The European Union, the International Committee of the Red Cross, and Caritas have decried the ongoing blockade and issued new calls for its immediate lifting, as a 19-truck caravan carrying some 400 tons of relief supplies remains stranded.
The leader of the ethnic Armenian region of Nagorno-Karabakh, Arayik Harutiunian, issued an urgent appeal on August 8th, calling on the international community to press for the immediate lifting of the blockade in order to prevent what he called, “the genocide of the people of Nagorno-Karabakh.”
“[R]ight now,” Harutiunian said, “the people of the Republic of Artsakh,” as the breakaway ethnic Armenians refer to Nagorno-Karabakh, “are being subjected to genocide and face a real threat of destruction and deprivation of their homeland.”
Late last month, Crux reported on the efforts of Caritas Armenia in the face of what was already a protracted and extremely difficult humanitarian situation created by the blockade of the main road through the Lachin Corridor.
“We believe that only with an adequate response from the global community,” Dr. Lusine Stepanyan of Caritas Armenia told Crux in July, “can we guarantee that human rights are not compromised or influenced by any economic or political agendas and all people really have access to humanitarian aid as prescribed by the international humanitarian law.”

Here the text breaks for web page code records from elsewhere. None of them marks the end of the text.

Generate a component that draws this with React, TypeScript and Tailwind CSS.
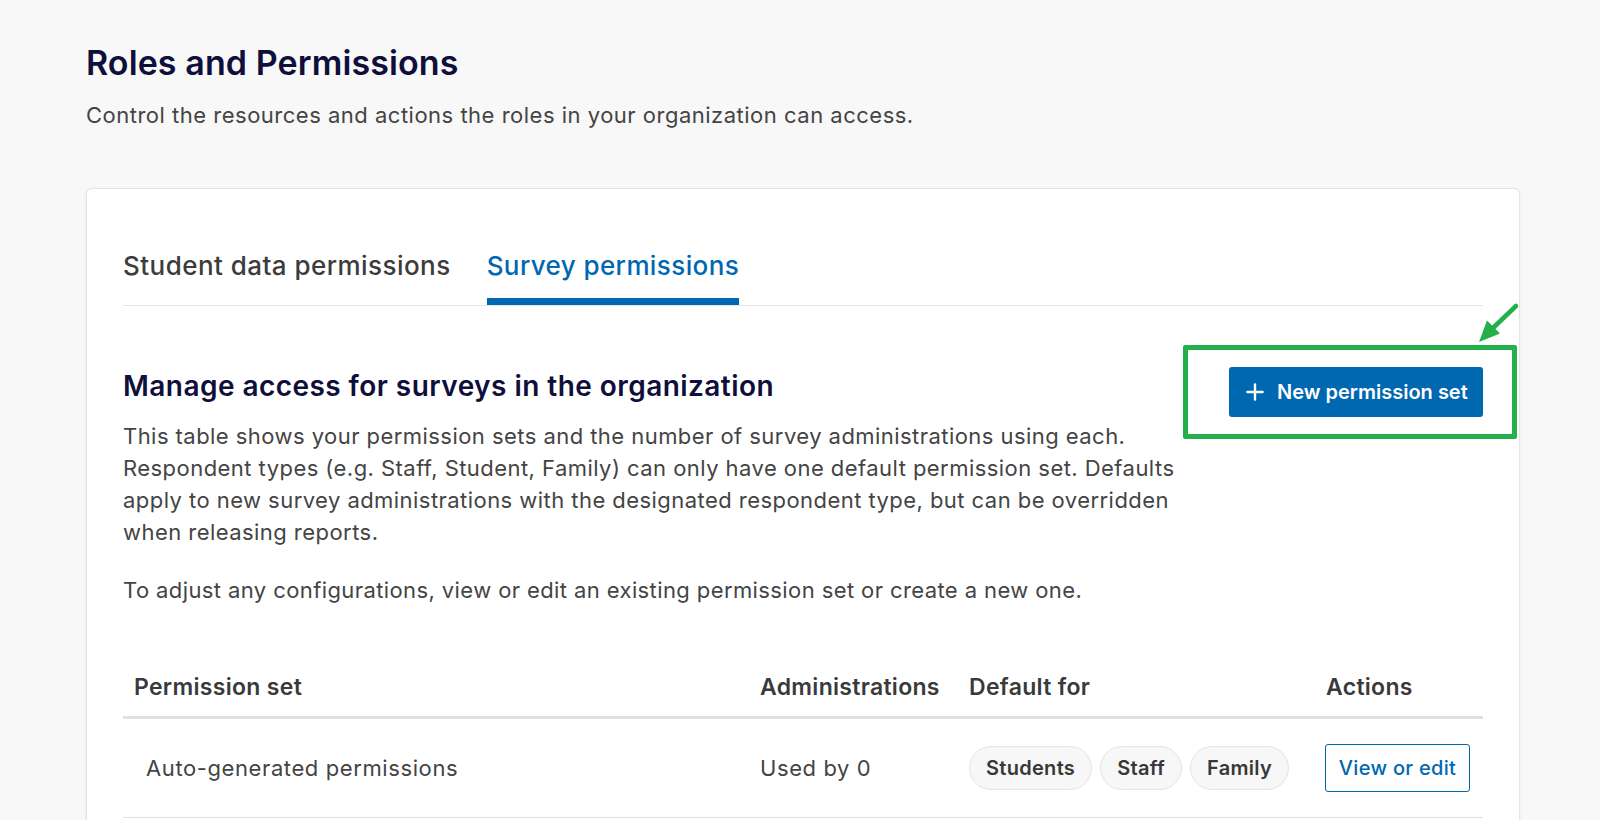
import { Plus } from "lucide-react";

const font = { fontFamily: "Inter, 'Noto Sans', sans-serif" };

function Chip({ label }: { label: string }) {
  return (
    <span className="inline-flex h-[44px] items-center rounded-full border border-[#e3e3e3] bg-[#f7f7f7] px-[16px] text-[20px] font-semibold tracking-[0.3px] text-[#383838]">
      {label}
    </span>
  );
}

const cols = "grid grid-cols-[625px_209px_357px_1fr]";

export default function App() {
  return (
    <div
      className="min-h-[820px] overflow-hidden bg-[#f8f8f8] pl-[86px] pt-[41px] text-[#444]"
      style={font}
    >
      <h1 className="text-[34px] font-semibold leading-[44px] tracking-[0.1px] text-[#0f0f3b]">
        Roles and Permissions
      </h1>
      <p className="mt-[15px] text-[22px] leading-[30px] tracking-[0.5px] text-[#444]">
        Control the resources and actions the roles in your organization can access.
      </p>

      <div className="mt-[58px] w-[1434px] rounded-[6px] border border-[#e4e4e4] bg-white px-[36px] pb-10 pt-[59px] shadow-[0_1px_4px_rgba(0,0,0,0.06)]">
        {/* tabs */}
        <div className="flex gap-[36px] border-b border-[#e6e6e6]">
          <button className="pb-[21px] text-[26px] font-medium leading-[36px] tracking-[0.45px] text-[#3c3c3c]">
            Student data permissions
          </button>
          <button className="border-b-[7px] border-[#0067b1] pb-[14px] text-[26px] font-medium leading-[36px] tracking-[0.4px] text-[#0067b1]">
            Survey permissions
          </button>
        </div>

        {/* section header + action */}
        <div className="mt-[61px] flex items-start justify-between">
          <div>
            <h2 className="text-[28px] font-semibold leading-[38px] tracking-[0.45px] text-[#0f0f3b]">
              Manage access for surveys in the organization
            </h2>
            <p className="mt-[15px] text-[22px] leading-[32px] tracking-[0.45px] text-[#444]">
              This table shows your permission sets and the number of survey administrations using each.
              <br />
              Respondent types (e.g. Staff, Student, Family) can only have one default permission set. Defaults
              <br />
              apply to new survey administrations with the designated respondent type, but can be overridden
              <br />
              when releasing reports.
            </p>
            <p className="mt-[26px] text-[22px] leading-[32px] tracking-[0.4px] text-[#444]">
              To adjust any configurations, view or edit an existing permission set or create a new one.
            </p>
          </div>

          <div className="relative">
            <button className="flex h-[50px] w-[254px] items-center gap-[9px] whitespace-nowrap rounded-[3px] bg-[#0067b1] pl-[13px] text-[20px] font-semibold text-white">
              <Plus size={26} strokeWidth={2.2} className="shrink-0" />
              New permission set
            </button>
            {/* annotation */}
            <div className="pointer-events-none absolute bottom-[-22px] left-[-46px] right-[-34px] top-[-22px] rounded-[2px] border-[5px] border-[#22b04b]" />
            <svg
              className="pointer-events-none absolute left-[240px] top-[-66px]"
              width="52"
              height="50"
              viewBox="0 0 52 50"
            >
              <line x1="47" y1="5" x2="24" y2="27" stroke="#22b04b" strokeWidth="4.5" strokeLinecap="round" />
              <polygon points="10,41 18,19.5 31,32.5" fill="#22b04b" strokeLinejoin="round" />
            </svg>
          </div>
        </div>

        {/* table */}
        <div className="mt-[65px]">
          <div className={`${cols} border-b-[3px] border-[#e0e0e0] pb-[13px] text-[23px] font-semibold leading-[32px] tracking-[0.3px] text-[#3a3a3a]`}>
            <div className="pl-[11px]">Permission set</div>
            <div className="pl-[12px]">Administrations</div>
            <div className="pl-[12px]">Default for</div>
            <div className="pl-[12px]">Actions</div>
          </div>
          <div className={`${cols} h-[99px] items-center border-b border-[#e0e0e0] text-[22px] tracking-[0.6px] text-[#444]`}>
            <div className="pl-[23px]">Auto-generated permissions</div>
            <div className="pl-[12px]">Used by 0</div>
            <div className="flex gap-[8px] pl-[12px] tracking-normal">
              <Chip label="Students" />
              <Chip label="Staff" />
              <Chip label="Family" />
            </div>
            <div className="pl-[11px]">
              <button className="h-[48px] w-[145px] rounded-[3px] border border-[#0067b1] text-[20px] font-medium tracking-[0.3px] text-[#0067b1]">
                View or edit
              </button>
            </div>
          </div>
        </div>
      </div>
    </div>
  );
}
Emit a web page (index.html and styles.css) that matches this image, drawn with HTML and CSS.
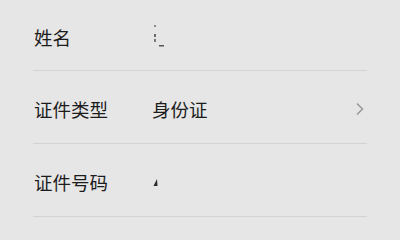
FILE: index.html
```html
<!DOCTYPE html>
<html lang="zh-CN">
<head>
<meta charset="utf-8">
<link rel="stylesheet" href="styles.css">
</head>
<body>
<div class="form">
  <div class="row">
    <span class="label">姓名</span>
    <span class="value">
      <svg class="mark-name" width="12" height="22" viewBox="0 0 12 22"><rect x="1" y="0" width="2" height="2" fill="#8a8a8a"/><rect x="1" y="9" width="2" height="3" fill="#6a6a6a"/><rect x="1" y="14" width="2" height="3" fill="#7a7a7a"/><rect x="6" y="20" width="5" height="1.5" fill="#555"/></svg>
    </span>
  </div>
  <div class="row">
    <span class="label">证件类型</span>
    <span class="value">身份证</span>
    <svg class="chevron" width="10" height="14" viewBox="0 0 10 14"><path d="M2 1.5 L7.5 7 L2 12.5" fill="none" stroke="#9a9a9a" stroke-width="1.6"/></svg>
  </div>
  <div class="row">
    <span class="label">证件号码</span>
    <span class="value">
      <svg class="mark-id" width="6" height="8" viewBox="0 0 6 8"><path d="M4 0 L4.5 7 L0.5 7 Z" fill="#2a2a2a"/></svg>
    </span>
  </div>
</div>
</body>
</html>
```

FILE: styles.css
```css
html, body {
  margin: 0;
  padding: 0;
  background: #e6e6e6;
  width: 400px;
  height: 240px;
  overflow: hidden;
}
body {
  font-family: "Noto Sans CJK SC", "Noto Sans", sans-serif;
  color: #1c1c1c;
}
.form {
  margin: 0 33px;
  display: flex;
  flex-direction: column;
}
.row {
  box-sizing: border-box;
  height: 73px;
  padding: 4px 2px 0 1px;
  border-bottom: 1px solid #d3d3d3;
  display: flex;
  align-items: center;
  font-size: 18.5px;
}
.row:first-child {
  height: 71px;
  padding-top: 3px;
}
.label {
  width: 118px;
  flex: none;
}
.value {
  flex: 1;
  display: flex;
  align-items: center;
}
.chevron {
  flex: none;
}
.mark-name {
  margin-left: 1px;
  position: relative;
  top: -1px;
}
.mark-id {
  margin-left: 1px;
  position: relative;
  top: 1px;
}
```
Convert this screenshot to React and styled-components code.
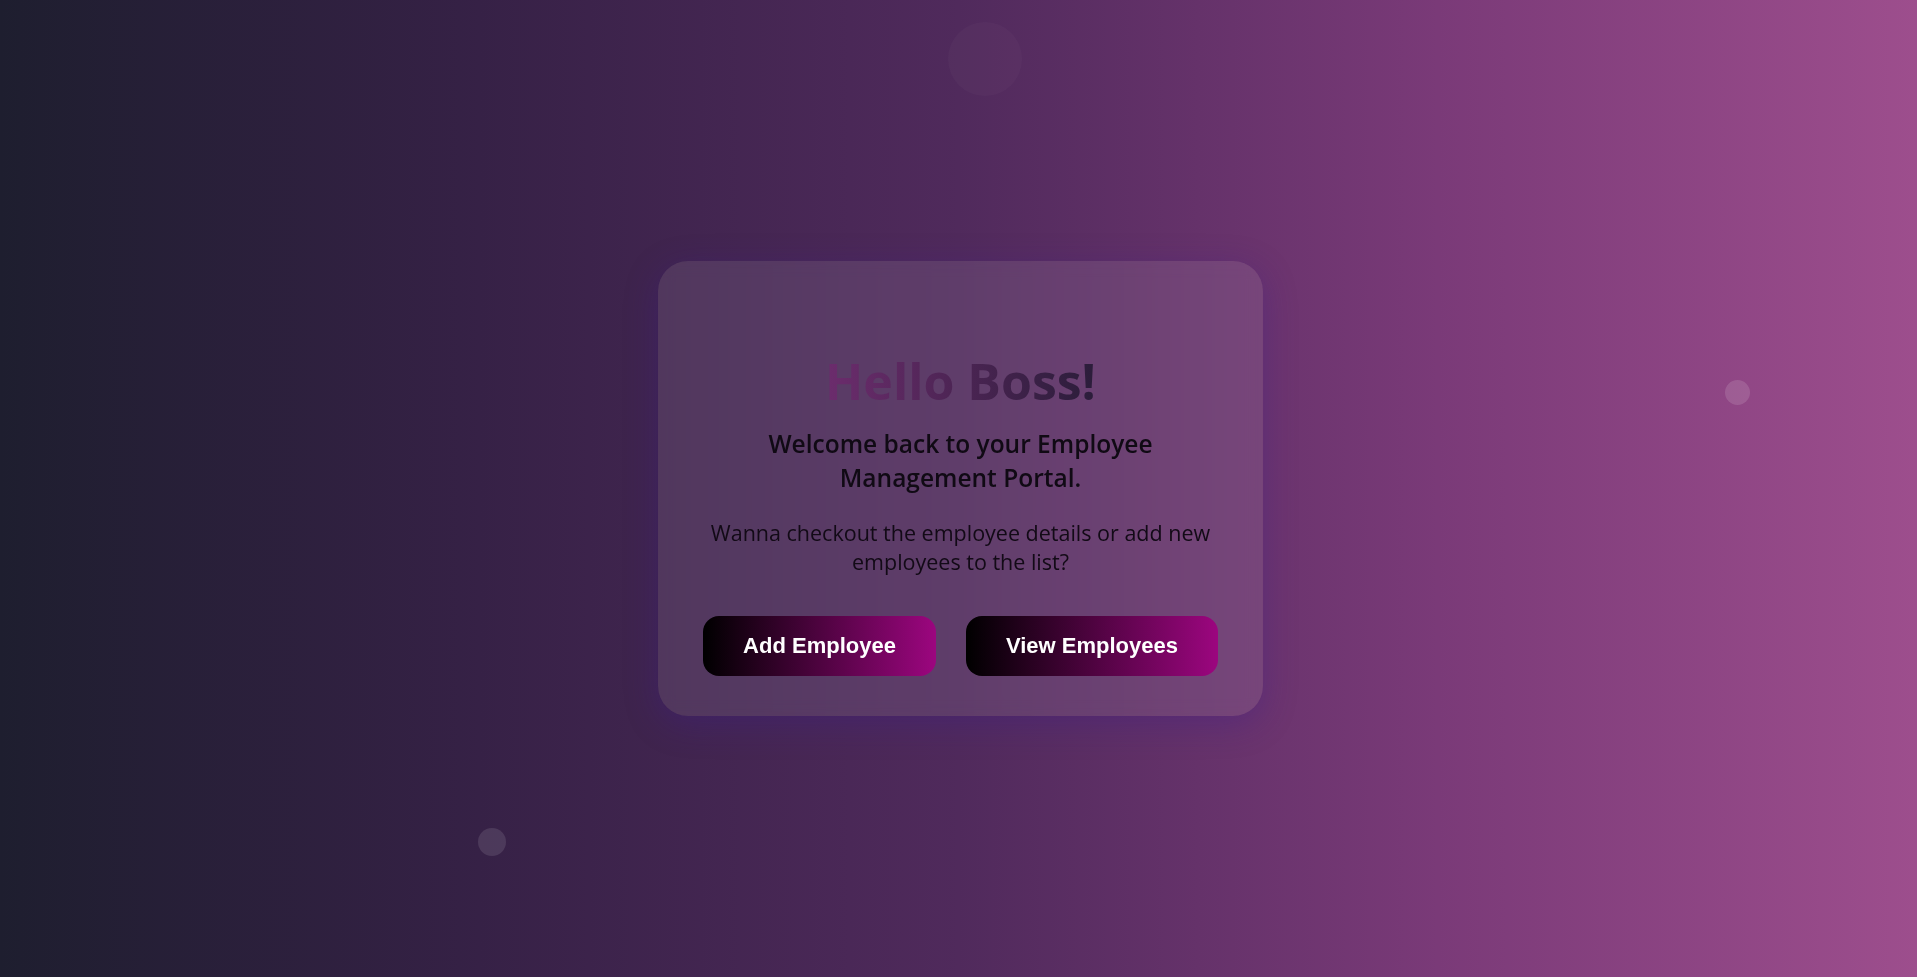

The blockade has been in place since December 2022, and tightened in June and again in July after Azerbaijan accused the ICRC of carrying illicit materials and further restricted access.
Earlier this summer. The Vatican’s Secretary of State, Cardinal Pietro Parolin, visited both Armenia and Azerbaijan, partly to further negotiations over the future of the region.
Meanwhile, Azerbaijan says it will allow supplies to travel by another road that leads through a town Azerbaijan controls, but ethnic Armenian authorities in Nagorno-Karabakh have refused the offer and insist that Azerbaijan’s blockade violates a 2020 cease-fire agreement that put the Lachin Corridor under the control of Russian peacekeepers.